On Saturday, September 26, 2009, we drove the length of Interstate 82 in Washington, worse known as State Route 82. Desert wilderness, big rivers, and plenty of vineyards and cornfields -- with nary a stoplight to be found!
State route No. 82 — Washington green highway:
A state highway to be known as state route number 82, and designated as a Washington green highway, is established as follows:
Beginning at a junction with state route number 90 in the vicinity of Ellensburg, thence southerly and easterly by way of Yakima, Union Gap, Sunnyside, Prosser, Kiona, and Goose Gap west of Richland, thence southeasterly near Kennewick and southwesterly by way of the vicinity of Plymouth to a crossing of the Columbia river at the Washington-Oregon boundary line.
In the heart of the Kittitas Valley, I-82 departs from I-90, heading south ("east") for Yakima. Up and over I-90 we go.
After a couple miles, slightly closer to Manastash Ridge, we find the junction with SR 281, which will take you through the Yakima Canyon on the old highway which once was US 97, following the railroad tracks. Nowadays, the signs for US 97 take you on I-82 over the ridges, without so many twists and turns as the canyon.
After those ridges and past the Army's live-fire training center (a huge swath of shrub steppe rugged wilderness), we descend back to the Yakima River at the city of Selah. Here we find the other end of SR 821.
At the south end of Selah, just after you cross under the railroad tracks while going through the river's cut in Yakima Ridge, you come to the junction with SR 823.

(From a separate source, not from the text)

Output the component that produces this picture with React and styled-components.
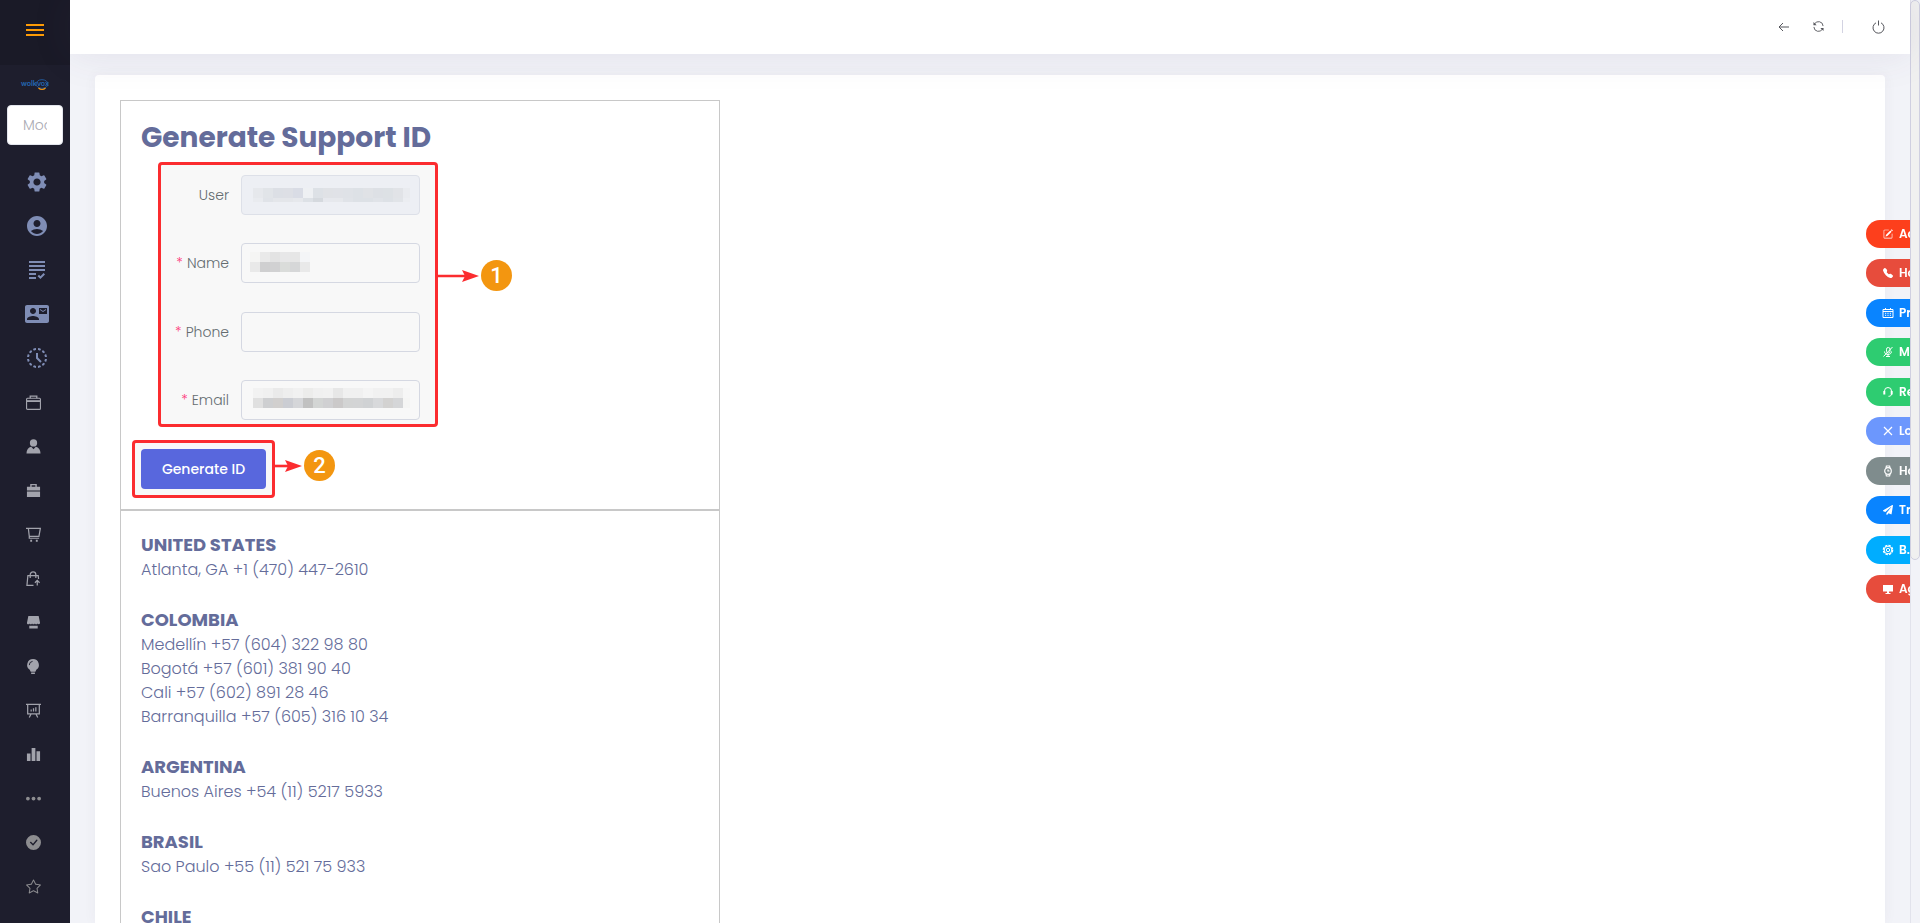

Shortly thereafter, just after a bridge over the Yakima River, I-82 meets US 12. I hope they like each other, since they share a roadway for many miles.
As we fly past Yakima, I-82 has a junction with SR 24. This is all so familiar.
Just before going through Union Gap, US 97 departs I-82 for the other side of the river. Squeezed through the quarter-mile-wide gap between Ahtanum Ridge and Rattlesnake Hills are two freeways, a local road, two railroads, an irrigation ditch, and a rather large river. A bit crowded, if you ask me.
Out onto the expansive Lower Yakima Valley we escape, finally heading more east than south. Soon, we're at the western junction with SR 22. Would you like to go to Toppenish? The Yakama Nation RV Park only charges $15 for tent camping -- and they have a big screen tv and free coffee!
Wake up, Chunlin! It's the junction with SR 223!
A few more miles down the valley, the junction with SR 241. The nearest city is Sunnyside, but it's not signed here, since the previous two exits would've worked better for going there. I find it odd that Vernita Bridge is signed, since you'd have a hard time finding Vernita on any map. I would have expected WSDOT to list Vantage instead.
But I guess they really want you to go to Mabton. We are now at the eastern junction with SR 22, about to go up the side of the Horse Heaven Hills.
I-82 returns to the Yakima River near Benton City, at the junction with SR 224, which in turn has a junction with SR 225 about fifty feet north of the freeway. This would be a good place to stop for a while, if you'd like to go wine tasting at the small yet distinctive vinticultural region of Red Mountain. Find a place where you can sit in the shade and enjoy the view and the warm breeze, too.
I hope you didn't sample too much wine, because we're back on the freeway and at the junction with I-182. We also say goodbye to US 12 at this point. We're at the Tri-Cities, by the way -- although I-82 just skirts the edge of town through farmland, etc.
Up in the hills west of Kennewick, I-82 is joined by US 395. Loop back around here to head north into town. This is the point where I-82 gives up on going eastward and heads due south instead.
A mile later, we have the unsigned junction with SR 397, which officially got extended to here only two months ago. The "intertie" road joining I-82 to SR 397 down by the Columbia River was completed last year as a county road, then the state legislature ammended Highway 397 to include the new road, as of July 26, 2009.
After heading southwest for a while, we descend to the Columbia River. Oregon is in sight! Oh look, it's SR 14. It will take you to Vancouver -- but not Portland!
They slow us down to 55 mph as we approach the Columbia bridge, then up we go! Around about the high point on the bridge is the state line, right down the middle of the deepest channel of the river. Welcome to Oregon. It feels like a different country. . .
It's nice to drive a freeway for a change -- no stopping and always a passing lane. Also: is it always sunny in southeastern Washington, or is that just a coincidence?